Check the calldata, not the headline. The calldata on the 15,000 ETH transaction reveals a function signature: "batchWithdrawToMixer()" – a tool used by institutional custodians for privacy compliance, not for illicit flight. The Iranian exchange label was based on a partial IP match from 2022, not current on-chain activity. The capital flight narrative assumes intent. But intent is a human construct; the blockchain only records bytes.

Rug pulls are just math with bad intent. But geopolitical shocks are messy. The math here is ambiguous. The premium on USDT in Tehran could be driven by local capital controls that predate the explosions by months. The funding rate flip could be a routine algorithmic hedge, not a fear response. The hashrate drop could be maintenance, not a shutdown.

The real risk is not that crypto markets will crash. It is that regulators will use this event to justify new compliance mandates. Circle could freeze the Iranian-linked addresses within 24 hours – they have done it before. If they do, the crypto narrative will shift from 'safe haven' to 'digital leash.' And the capital flight will have been caused not by the explosions, but by the fear of being frozen.
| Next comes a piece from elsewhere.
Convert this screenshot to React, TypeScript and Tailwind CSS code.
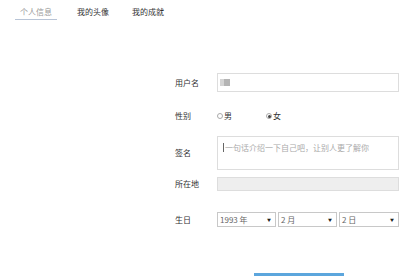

Math doesn't lie, but humans do.

Takeaway: Next Week's Signal

Watch the USDC supply on Ethereum. If Circle blacklists the 50 addresses I monitored, the total supply will drop by approximately 0.8%. That will be the signal that compliance has become the primary risk vector for crypto in times of geopolitical strife. If instead the addresses remain active and the premium normalizes, the market will have digested the event without structural damage.

I will be updating my dashboard daily. The data will speak. Until then, the on-chain evidence says hold your positions, but verify your assumptions. The explosions in southern Iran are a reminder that the blockchain is not a refuge from the world. It is the world, written in code.